The National Security Archive has a large document dump on U.S.-Taliban relations and intelligence reports from the Clinton administration. It’s worth wading through if you want to learn more about the challenges we’re facing right now in Afghanistan. This excerpt is from the end:
As a collection, the documents reproduced here provide an interesting illustration of the complexity of dealing with a repugnant political regime. U.S. State Department officials describe Taliban social policies as abominable; yet they find themselves engaged in regular diplomatic contact and even supporting potential commercial deals. While the State Department is studying reports of growing domestic opposition to the Taliban (prompting Secretary of State Madeleine Albright to write in the margins of one memo, "This is encouraging"), UNOCAL (the Union Oil Company of California) is sponsoring a Taliban delegation on a tour of the United States in hopes of getting permission to build a pipeline through Afghanistan.
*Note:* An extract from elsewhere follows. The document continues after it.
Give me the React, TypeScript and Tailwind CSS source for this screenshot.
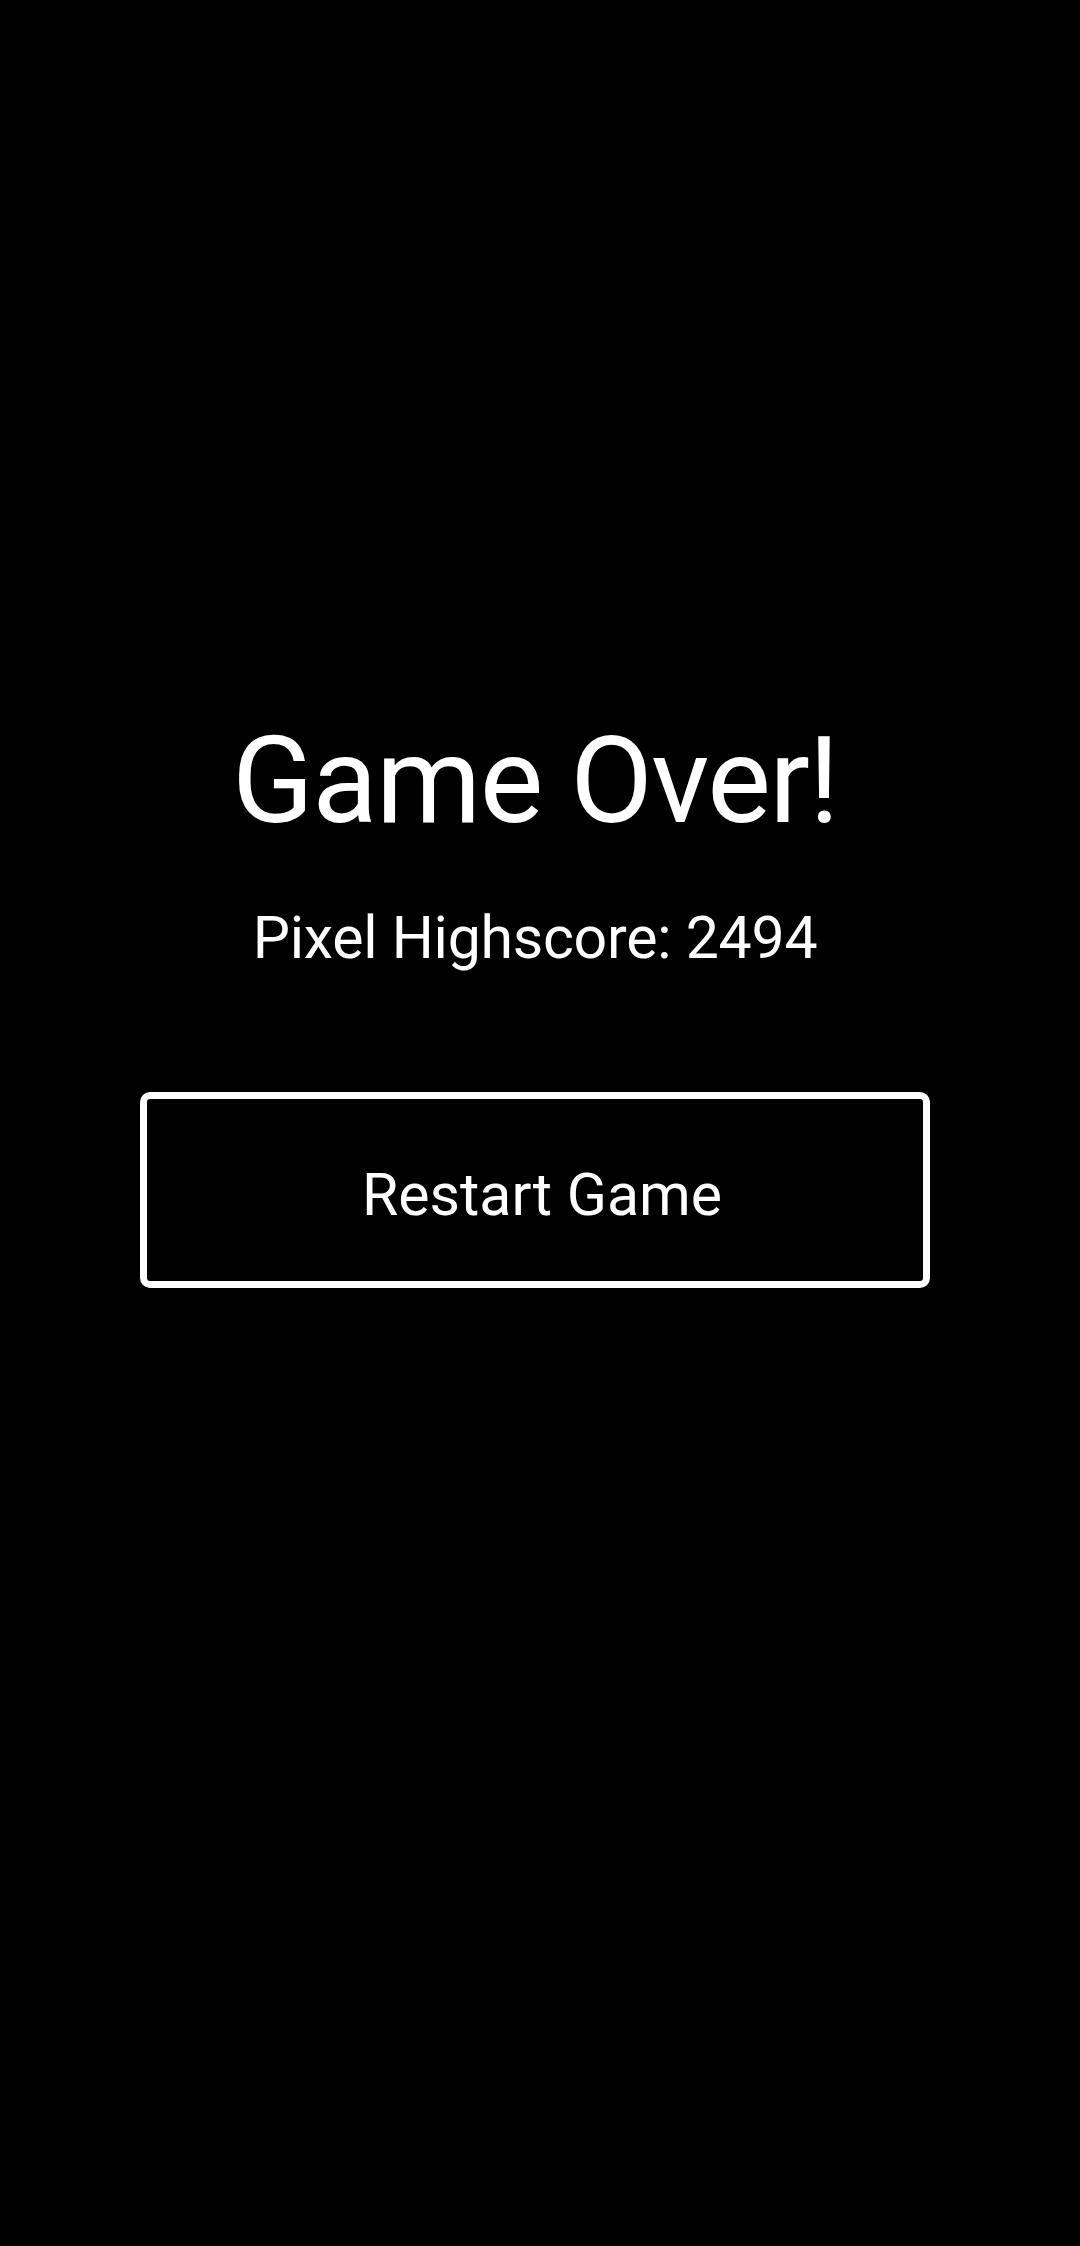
import React from 'react';

const App: React.FC = () => {
  return (
    <div className="min-h-[2246px] w-full bg-black text-white font-['Roboto',sans-serif]">
      <div className="flex flex-col items-center pt-[721px] pr-[10px]">
        <h1 className="text-[120px] leading-none font-normal tracking-[-1.5px]">Game Over!</h1>
        <p className="mt-[67px] text-[59px] leading-none tracking-[-0.25px]">Pixel Highscore: 2494</p>
        <button className="mt-[125px] flex h-[196px] w-[790px] items-center justify-center rounded-[10px] border-[7px] border-white bg-black pl-[14px] pt-[8px] text-[59px] leading-none text-white">
          Restart Game
        </button>
      </div>
    </div>
  );
};

export default App;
One of the visitors, Mullah Amir Khan Muttaqi, the Taliban Minister of Education and Minister of Information and Culture, is described as a "key figure in the Taliban’s ideological projects," and an individual even more "extreme on social issues than most Taliban." The State Department confesses U.S. policy "will inevitably be messy and the policy we follow will be ridden with inner tensions, as we simultaneously engage with the Taliban and criticize their abuses."
A more updated version might read, “U.S. policy will inevitably be messy and the policy we follow will be ridden with inner tensions as we simultaneously fight and kill the Taliban and criticize the Karzai regime’s abuses.”